Use tf.config.experimental.set_virtual_device_configuration to set a hard limit on a Virtual GPU device.
Here is an excerpt from the Book Deep Learning with TensorFlow
In some cases it is desirable for the process to only allocate a subset of the available memory, or to only grow the memory usage as it is needed by the process. TensorFlow provides two configuration options on the session to control this. The first is the allow_growth option, which attempts to allocate only as much GPU memory based on runtime allocations, it starts out allocating very little memory, and as sessions get run and more GPU memory is needed, we extend the GPU memory region needed by the TensorFlow process.

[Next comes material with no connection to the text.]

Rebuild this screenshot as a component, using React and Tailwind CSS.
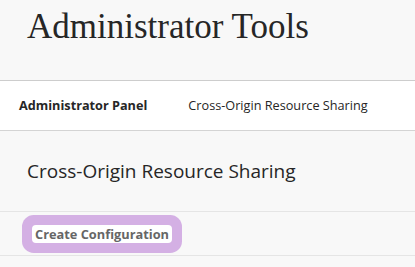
import React from "react";

export default function App() {
  return (
    <div className="w-[415px] h-[267px] bg-[#f8f8f8] overflow-hidden">
      <header className="h-[81px] border-b border-[#cdcdcd] px-[27px] pt-[6px]">
        <h1 className="text-[35px] leading-[42px] text-[#262626] font-['Liberation_Serif',serif]">
          Administrator Tools
        </h1>
      </header>

      <nav className="h-[50px] bg-white border-b border-[#d4d4d4] flex items-center gap-[41px] px-[19px] text-[12.7px] text-[#262626] font-['Open_Sans',sans-serif]">
        <span className="font-bold">Administrator Panel</span>
        <span>Cross-Origin Resource Sharing</span>
      </nav>

      <section className="h-[81px] border-b border-[#e5e5e5] flex items-center px-[27px]">
        <h2 className="text-[19px] text-[#262626] font-['Open_Sans',sans-serif]">
          Cross-Origin Resource Sharing
        </h2>
      </section>

      <div className="h-[44px] border-b border-[#e5e5e5] flex items-center px-[32px]">
        <button className="bg-white rounded-[4px] px-[3px] h-[18px] leading-[18px] text-[12.8px] font-bold text-[#666666] ring-[10px] ring-[#d4b0e4] font-['Open_Sans',sans-serif]">
          Create Configuration
        </button>
      </div>
    </div>
  );
}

1) Allow growth: (more flexible)
config = tf.ConfigProto()
config.gpu_options.allow_growth = True
session = tf.Session(config=config, ...)
The second method is per_process_gpu_memory_fraction option, which determines the fraction of the overall amount of memory that each visible GPU should be allocated. Note: No release of memory needed, it can even worsen memory fragmentation when done.
2) Allocate fixed memory:
To only allocate 40% of the total memory of each GPU by:
config = tf.ConfigProto()
config.gpu_options.per_process_gpu_memory_fraction = 0.4
session = tf.Session(config=config, ...)
Note:
That's only useful though if you truly want to bind the amount of GPU memory available on the TensorFlow process.
For Tensorflow version 2.0 and 2.1 use the following snippet:
import tensorflow as tf
gpu_devices = tf.config.experimental.list_physical_devices('GPU')
tf.config.experimental.set_memory_growth(gpu_devices[0], True)
For prior versions , following snippet used to work for me:
import tensorflow as tf
tf_config=tf.ConfigProto()
tf_config.gpu_options.allow_growth=True
sess = tf.Session(config=tf_config)
All the answers above assume execution with a sess.run() call, which is becoming the exception rather than the rule in recent versions of TensorFlow.
When using the tf.Estimator framework (TensorFlow 1.4 and above) the way to pass the fraction along to the implicitly created MonitoredTrainingSession is,
opts = tf.GPUOptions(per_process_gpu_memory_fraction=0.333)
conf = tf.ConfigProto(gpu_options=opts)
trainingConfig = tf.estimator.RunConfig(session_config=conf, ...)
tf.estimator.Estimator(model_fn=...,
config=trainingConfig)
Similarly in Eager mode (TensorFlow 1.5 and above),
opts = tf.GPUOptions(per_process_gpu_memory_fraction=0.333)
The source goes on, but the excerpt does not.